Иначе не могло и быть — анализ общественной психологии мог быть осуществлен только с эстетических позиций художественного реализма, которого в то время еще не существовало. Характерно, что в 1802—1823 годах, за исключением произведений Нарежного, в русской литературе не появилось ни одного романа. Старый, «нравственно-сатирический» роман в эту пору уже утратил былое влияние; он и позднее продолжал создаваться писателями типа Булгарина («Иван Выжитая», 1829), но уже перестал быть к тому времени явлением художественной литературы. Однако для романа реалистического типа еще не была подготовлена почва. Существовала историческая закономерность в том, что реализм начал формироваться в русской литературе не с романа, этого сложнейшего из жанров литературы, а с сатирических форм басни и общественной комедии. Потому-то в конце XVIII и начале XIX века в русской литературе и не было писателей, теснее сблизившихся с действительностью, нежели Фонвизин и Крылов. Однако в 1823 году за создание этого жанра взялся основоположник русского художественного реализма Пушкин.

предстояли поиски новых путей национального развития. Их предстояло найти не в романтических иллюзиях героев 14 декабря, но в самой русской действительности, как бы сурова и безотрадна она ни была.

Именно этим объясняется поворот русской литературы к новым идейным проблемам, обращение ее к новому художественному методу.
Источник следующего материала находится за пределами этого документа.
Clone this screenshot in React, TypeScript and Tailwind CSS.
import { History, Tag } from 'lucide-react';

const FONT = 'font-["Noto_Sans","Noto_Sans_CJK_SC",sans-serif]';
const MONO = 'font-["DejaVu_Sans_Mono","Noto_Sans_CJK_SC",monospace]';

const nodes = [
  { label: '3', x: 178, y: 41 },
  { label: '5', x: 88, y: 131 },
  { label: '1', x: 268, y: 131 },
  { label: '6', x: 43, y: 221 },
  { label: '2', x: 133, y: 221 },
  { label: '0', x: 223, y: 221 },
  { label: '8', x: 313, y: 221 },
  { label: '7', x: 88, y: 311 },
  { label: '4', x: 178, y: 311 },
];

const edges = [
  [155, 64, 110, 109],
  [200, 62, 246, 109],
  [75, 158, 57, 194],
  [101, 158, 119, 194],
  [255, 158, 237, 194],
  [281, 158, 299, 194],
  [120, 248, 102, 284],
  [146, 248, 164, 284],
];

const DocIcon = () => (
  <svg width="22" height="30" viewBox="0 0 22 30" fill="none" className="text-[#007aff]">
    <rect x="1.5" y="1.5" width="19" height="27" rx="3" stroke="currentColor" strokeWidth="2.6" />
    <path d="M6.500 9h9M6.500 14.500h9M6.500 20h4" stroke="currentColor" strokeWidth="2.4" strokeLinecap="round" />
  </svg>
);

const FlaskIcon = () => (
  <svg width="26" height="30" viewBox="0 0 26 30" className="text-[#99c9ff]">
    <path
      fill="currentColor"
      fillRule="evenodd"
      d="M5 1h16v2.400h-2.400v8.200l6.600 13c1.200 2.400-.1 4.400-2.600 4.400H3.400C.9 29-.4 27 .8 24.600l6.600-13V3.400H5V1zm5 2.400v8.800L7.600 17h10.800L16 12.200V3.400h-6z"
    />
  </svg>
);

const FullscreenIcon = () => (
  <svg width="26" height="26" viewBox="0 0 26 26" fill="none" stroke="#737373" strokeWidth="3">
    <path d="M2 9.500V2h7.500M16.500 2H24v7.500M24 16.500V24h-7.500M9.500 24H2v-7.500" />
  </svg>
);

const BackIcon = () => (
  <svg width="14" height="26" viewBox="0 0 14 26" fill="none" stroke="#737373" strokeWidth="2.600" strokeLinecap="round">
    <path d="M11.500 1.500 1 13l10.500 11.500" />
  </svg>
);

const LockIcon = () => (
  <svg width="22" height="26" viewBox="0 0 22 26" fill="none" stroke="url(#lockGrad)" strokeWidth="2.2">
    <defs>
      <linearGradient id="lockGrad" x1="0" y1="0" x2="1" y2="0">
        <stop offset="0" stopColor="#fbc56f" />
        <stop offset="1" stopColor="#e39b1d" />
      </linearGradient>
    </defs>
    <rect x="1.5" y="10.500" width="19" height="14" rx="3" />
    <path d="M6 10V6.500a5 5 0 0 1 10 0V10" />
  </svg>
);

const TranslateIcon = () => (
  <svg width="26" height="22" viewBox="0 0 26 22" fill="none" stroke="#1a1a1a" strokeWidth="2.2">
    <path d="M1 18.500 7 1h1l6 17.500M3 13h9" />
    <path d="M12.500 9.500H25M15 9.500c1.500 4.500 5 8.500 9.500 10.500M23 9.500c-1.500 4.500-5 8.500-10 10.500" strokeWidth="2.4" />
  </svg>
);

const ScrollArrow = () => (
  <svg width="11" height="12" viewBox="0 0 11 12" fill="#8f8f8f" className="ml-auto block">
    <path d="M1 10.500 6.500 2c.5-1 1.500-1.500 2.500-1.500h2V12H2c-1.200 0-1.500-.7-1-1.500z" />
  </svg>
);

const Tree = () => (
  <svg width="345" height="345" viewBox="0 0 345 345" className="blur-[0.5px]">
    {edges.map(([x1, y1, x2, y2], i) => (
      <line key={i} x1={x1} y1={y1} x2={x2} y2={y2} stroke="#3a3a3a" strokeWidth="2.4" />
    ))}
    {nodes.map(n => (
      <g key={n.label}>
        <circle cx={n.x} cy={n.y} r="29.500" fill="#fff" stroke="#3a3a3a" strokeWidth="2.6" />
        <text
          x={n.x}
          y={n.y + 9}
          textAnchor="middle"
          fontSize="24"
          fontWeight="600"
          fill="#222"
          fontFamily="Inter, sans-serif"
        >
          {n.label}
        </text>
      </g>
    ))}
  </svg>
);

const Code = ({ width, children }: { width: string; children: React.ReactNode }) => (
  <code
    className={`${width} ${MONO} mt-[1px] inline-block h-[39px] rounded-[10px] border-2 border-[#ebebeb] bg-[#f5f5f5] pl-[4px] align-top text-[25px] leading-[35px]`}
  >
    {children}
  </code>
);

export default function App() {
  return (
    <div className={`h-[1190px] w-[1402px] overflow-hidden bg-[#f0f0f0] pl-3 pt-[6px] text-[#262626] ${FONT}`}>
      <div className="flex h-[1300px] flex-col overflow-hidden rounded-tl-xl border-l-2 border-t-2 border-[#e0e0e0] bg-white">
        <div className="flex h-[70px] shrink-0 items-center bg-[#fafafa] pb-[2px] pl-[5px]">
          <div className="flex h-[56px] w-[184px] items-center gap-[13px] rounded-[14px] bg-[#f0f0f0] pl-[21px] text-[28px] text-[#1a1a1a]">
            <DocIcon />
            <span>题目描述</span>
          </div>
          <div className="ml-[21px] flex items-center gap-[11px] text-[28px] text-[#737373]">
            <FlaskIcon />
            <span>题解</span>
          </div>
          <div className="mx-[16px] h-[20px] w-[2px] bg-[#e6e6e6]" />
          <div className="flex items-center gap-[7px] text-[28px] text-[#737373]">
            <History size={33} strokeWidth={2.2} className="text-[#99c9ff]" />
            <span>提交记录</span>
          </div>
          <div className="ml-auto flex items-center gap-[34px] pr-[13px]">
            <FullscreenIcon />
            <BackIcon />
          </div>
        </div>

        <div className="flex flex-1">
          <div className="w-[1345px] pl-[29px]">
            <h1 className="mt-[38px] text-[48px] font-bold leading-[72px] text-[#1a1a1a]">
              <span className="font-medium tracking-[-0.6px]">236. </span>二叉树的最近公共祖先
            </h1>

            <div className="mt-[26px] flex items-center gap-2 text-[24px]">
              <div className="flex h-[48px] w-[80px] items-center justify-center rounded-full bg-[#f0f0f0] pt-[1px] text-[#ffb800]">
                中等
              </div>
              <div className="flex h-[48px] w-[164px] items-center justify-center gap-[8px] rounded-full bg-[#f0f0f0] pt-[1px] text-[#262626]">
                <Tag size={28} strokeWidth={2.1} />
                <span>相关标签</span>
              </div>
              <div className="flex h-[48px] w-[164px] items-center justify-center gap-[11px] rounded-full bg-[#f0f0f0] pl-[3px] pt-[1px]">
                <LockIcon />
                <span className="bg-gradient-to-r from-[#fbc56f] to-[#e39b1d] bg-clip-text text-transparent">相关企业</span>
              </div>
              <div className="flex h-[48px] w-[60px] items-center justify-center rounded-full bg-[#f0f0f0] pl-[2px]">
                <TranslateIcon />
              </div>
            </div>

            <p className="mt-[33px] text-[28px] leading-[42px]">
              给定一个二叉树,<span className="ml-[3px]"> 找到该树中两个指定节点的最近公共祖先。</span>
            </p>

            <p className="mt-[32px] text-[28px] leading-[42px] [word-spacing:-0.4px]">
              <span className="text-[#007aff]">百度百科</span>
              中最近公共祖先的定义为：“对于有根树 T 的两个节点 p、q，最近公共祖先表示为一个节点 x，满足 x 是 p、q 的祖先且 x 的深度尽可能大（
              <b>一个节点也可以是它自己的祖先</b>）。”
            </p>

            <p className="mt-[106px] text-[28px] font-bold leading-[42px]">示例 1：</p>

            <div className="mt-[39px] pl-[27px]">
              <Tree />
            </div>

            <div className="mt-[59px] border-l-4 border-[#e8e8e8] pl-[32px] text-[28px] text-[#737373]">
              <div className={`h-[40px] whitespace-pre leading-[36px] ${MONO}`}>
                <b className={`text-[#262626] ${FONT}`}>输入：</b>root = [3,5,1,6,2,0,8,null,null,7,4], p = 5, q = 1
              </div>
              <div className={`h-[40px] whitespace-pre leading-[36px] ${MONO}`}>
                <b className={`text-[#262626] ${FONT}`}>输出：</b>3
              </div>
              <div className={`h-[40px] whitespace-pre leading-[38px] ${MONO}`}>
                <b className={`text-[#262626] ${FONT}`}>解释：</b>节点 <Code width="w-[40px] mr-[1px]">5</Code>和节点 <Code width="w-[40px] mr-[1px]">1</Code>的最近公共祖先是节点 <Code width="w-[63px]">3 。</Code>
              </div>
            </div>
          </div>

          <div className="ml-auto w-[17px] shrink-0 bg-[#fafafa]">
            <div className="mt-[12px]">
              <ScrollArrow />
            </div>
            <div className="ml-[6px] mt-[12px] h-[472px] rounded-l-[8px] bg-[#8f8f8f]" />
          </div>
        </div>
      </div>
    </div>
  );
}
Передовые реалистические писатели стремятся понять жизнь своего народа. Закономерна смена литературных жанров эпохи: отмирание лиро-эпической поэмы, изображавшей избранную личность, появление реалистической «повести в стихах». Развитие русской литературы не ограничивается уже лирикой, эпической поэзией, комедией, на первые места в ней начинают претендовать повесть, очерк, роман. Именно в эти годы появляются повести Надежного, Марлинского, Погодина, Полевого, Павлова, Пушкина, В. Одоевского, Гоголя. Пушкин в середине тридцатых годов признается, что поэзия для него «иссякла», что он «весь в прозе»1*

С ростом реалистического направления образовался и русский общественно-психологический роман. На первых порах, однако, создатели его избегали называть новый жанр романом. Пушкин многократно именовал «Евгения Онегина» «поэмой» и, даже отказавшись от этого термина, в известном письме к Вяземскому оговаривался: «Пишу не роман, а роман в стихах. — Дьявольская разница»2*«Героя нашего времени» и в специальном предисловии к «Журналу Печорина» употреблял неопределенное в жанровом отношении выражение «эта книга»3*. Еще сложнее обстоит вопрос с «Мертвыми душами». Гоголь, с одной стороны, называл их в своих письмах «моим романом», а с другой — дал первому тому подзаголовок «поэма».
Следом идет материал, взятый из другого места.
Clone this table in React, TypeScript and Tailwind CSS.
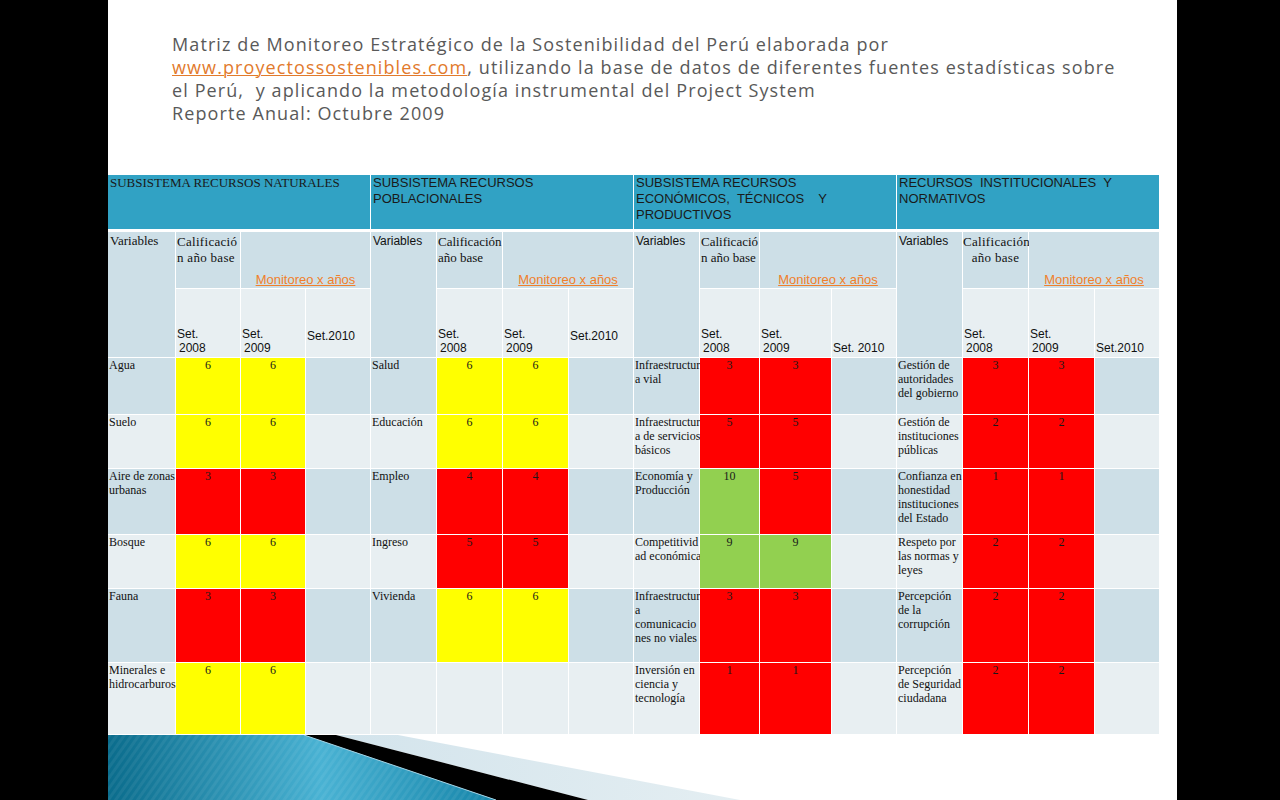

Как ни примечательны, однако, все эти авторские определения, им нельзя придавать решающего значения. Вопрос о принадлежности произведения к тому или иному литературному жанру вообще не может решаться на основании личного мнения автора. У каждого жанра имеются объективные структурные признаки, которые и решают дело. «Евгений Онегин» представляет собою «роман в стихах», то есть сложную форму, соединяющую в себе «поэзию» и «прозу». Однако при всем том «Евгений Онегин» в основе своей определяется структурными признаками не поэмы, а романа.

«Героя нашего времени» в виде «собрания повестей», но они объединены общим образом героя, общей темой, вылаженной в заглавии. Они дополняют друг друга, они в своей совокупности создают единую картину, они образуют широкое эпическое полотно романа. Разумеется, конструкция «Героя нашего времени» отличается исключительным своеобразием, произведение это представляет собою архитектонический tour de force. Однако понять эти части в их единстве можно лишь в том случае, если рассматривать лермонтовское произведение как роман.
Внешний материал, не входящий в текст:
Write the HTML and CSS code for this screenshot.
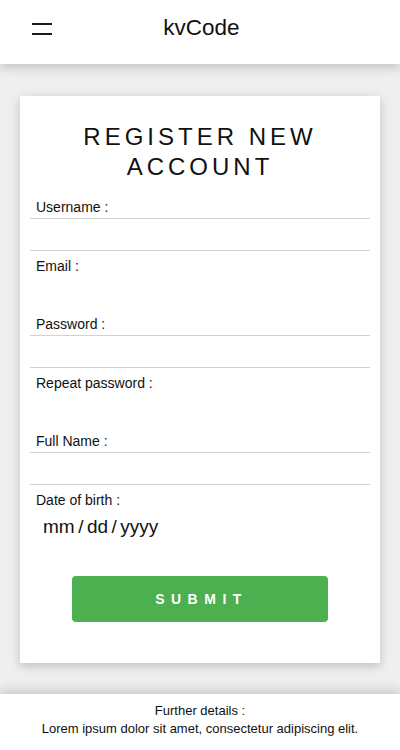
FILE: index.html
```html
<!DOCTYPE html>
<html lang="en">
<head>
<meta charset="utf-8">
<title>kvCode - Register</title>
<link rel="stylesheet" href="styles.css">
</head>
<body>
<header class="topbar">
  <button class="menu-btn" aria-label="Menu">
    <svg width="20" height="12" viewBox="0 0 20 12"><rect x="0" y="0" width="20" height="2" fill="#1a1a1a"/><rect x="0" y="10" width="20" height="2" fill="#1a1a1a"/></svg>
  </button>
  <div class="brand">kvCode</div>
  <div class="spacer"></div>
</header>
<main class="main">
  <section class="card">
    <h1 class="card-title">REGISTER NEW ACCOUNT</h1>
    <form class="form">
      <div class="field">
        <label class="label">Username :</label>
        <input class="input input-lined" type="text">
      </div>
      <div class="field">
        <label class="label">Email :</label>
        <input class="input input-plain" type="email">
      </div>
      <div class="field">
        <label class="label">Password :</label>
        <input class="input input-lined" type="password">
      </div>
      <div class="field">
        <label class="label">Repeat password :</label>
        <input class="input input-plain" type="password">
      </div>
      <div class="field">
        <label class="label">Full Name :</label>
        <input class="input input-lined" type="text">
      </div>
      <div class="field">
        <label class="label">Date of birth :</label>
        <input class="input input-date" type="date">
      </div>
      <div class="actions">
        <button class="submit" type="button">SUBMIT</button>
      </div>
    </form>
  </section>
</main>
<footer class="footer">
  <p class="footer-title">Further details :</p>
  <p class="footer-text">Lorem ipsum dolor sit amet, consectetur adipiscing elit.</p>
</footer>
</body>
</html>
```
FILE: styles.css
```css
* { box-sizing: border-box; }
html, body { margin: 0; padding: 0; }
body {
  background: #efefef;
  font-family: "Liberation Sans", Arial, sans-serif;
  color: #111;
}
.topbar {
  height: 64px;
  background: #fff;
  display: grid;
  grid-template-columns: 1fr auto 1fr;
  align-items: center;
  padding: 0 32px;
  box-shadow: 0 4px 10px rgba(0,0,0,0.18);
  position: relative;
  z-index: 2;
}
.menu-btn {
  background: none;
  border: 0;
  padding: 0;
  width: 20px;
  height: 12px;
  display: block;
  margin-top: -7px;
}
.menu-btn svg { display: block; }
.brand {
  font-size: 22.5px;
  color: #111;
  margin-top: -8px;
  padding-left: 3px;
}
.main {
  padding: 32px 20px 31px;
}
.card {
  background: #fff;
  padding: 26px 10px 41px;
  box-shadow: 0 3px 10px rgba(0,0,0,0.2);
}
.card-title {
  margin: 0 0 17px;
  font-weight: normal;
  font-size: 24px;
  line-height: 30px;
  letter-spacing: 4px;
  text-align: center;
  color: #111;
}
.form { margin: 0; }
.field {
  display: flex;
  flex-direction: column;
  margin-bottom: 6.5px;
}
.label {
  font-size: 14px;
  line-height: 17px;
  padding-left: 6px;
  color: #111;
}
.input {
  display: block;
  width: 100%;
  height: 33px;
  margin-top: 2px;
  font-family: "Liberation Sans", Arial, sans-serif;
  font-size: 16px;
  background: transparent;
  outline: none;
}
.input-lined {
  border: 0;
  border-top: 1px solid #d2d2d2;
  border-bottom: 1px solid #d2d2d2;
}
.input-plain {
  border: 0;
}
.input-date {
  border: 0;
  font-family: "Liberation Sans", Arial, sans-serif;
  font-size: 19px;
  color: #111;
  padding-left: 12px;
}
.input-date::-webkit-calendar-picker-indicator { display: none; }
.input-date::-webkit-datetime-edit-text { padding: 0 2.5px; }
.actions {
  display: flex;
  justify-content: center;
  padding-top: 26px;
}
.submit {
  width: 256px;
  height: 46px;
  background: #4caf50;
  color: #fff;
  border: 0;
  border-radius: 4px;
  font-family: "Liberation Sans", Arial, sans-serif;
  font-weight: bold;
  font-size: 14px;
  letter-spacing: 6.5px;
  padding: 0 0 0 3px;
}
.footer {
  background: #fff;
  padding: 8px 0 20px;
  text-align: center;
  box-shadow: 0 -4px 10px rgba(0,0,0,0.15);
  position: relative;
}
.footer p {
  margin: 0;
  font-size: 13px;
  line-height: 18px;
  color: #111;
}
```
«Мертвые души» были названы Гоголем поэмой с целью оттенить лирические тенденции этого произведения, его субъективный и патетический элемент. Называя «Мертвые души» поэмой, Гоголь противопоставлял их плутовскому роману Булгариных, Симоновских и пр. Однако повествование о проделках Чичикова было выдержано Гоголем в той форме, единственным названием для которой является роман4*. Во втором томе «Мертвых душ» элементы романа становятся доминирующими.

«Евгений Онегин», «Герой нашего времени», «Мертвые души» и читателями и русской литературой позднейших десятилетий восприняты были как романы. Произведения эти оказали на позднейший русский роман мощное и плодотворное воздействие.

Эти три произведения свидетельствуют о любопытнейшем явлении русского литературного процесса. Классический русский роман формировался, «с периферии», постепенно отделяясь от смежных с ним жанров поэмы и повести и в то же время синтезируя их менее объемные формы в новом жанровом качестве. Все три произведения были необходимы для позднейшего русского романа. Он, несомненно, был бы иным, если бы не существовало любое из этих произведений. Пушкин, Лермонтов и Гоголь создали фундамент для здания русского общественно-психологического романа.

1* (А. С. Пушкин. Полное собрание сочинений, т. X, 1949, стр. 616.)

2* (А. С. Пушкин. Полное собрание сочинений, т. X, 1949, стр. 70.)

3* (Отметим, что редакция «Отечественных записок» рекомендовала «Героя нашего времени» читателям в качестве «собрания повестей».)

4* («Мертвых душах»: «... роман, почему-то названный автором поэмою...» (Полное собрание сочинении, т. X, 1956, стр. 51).)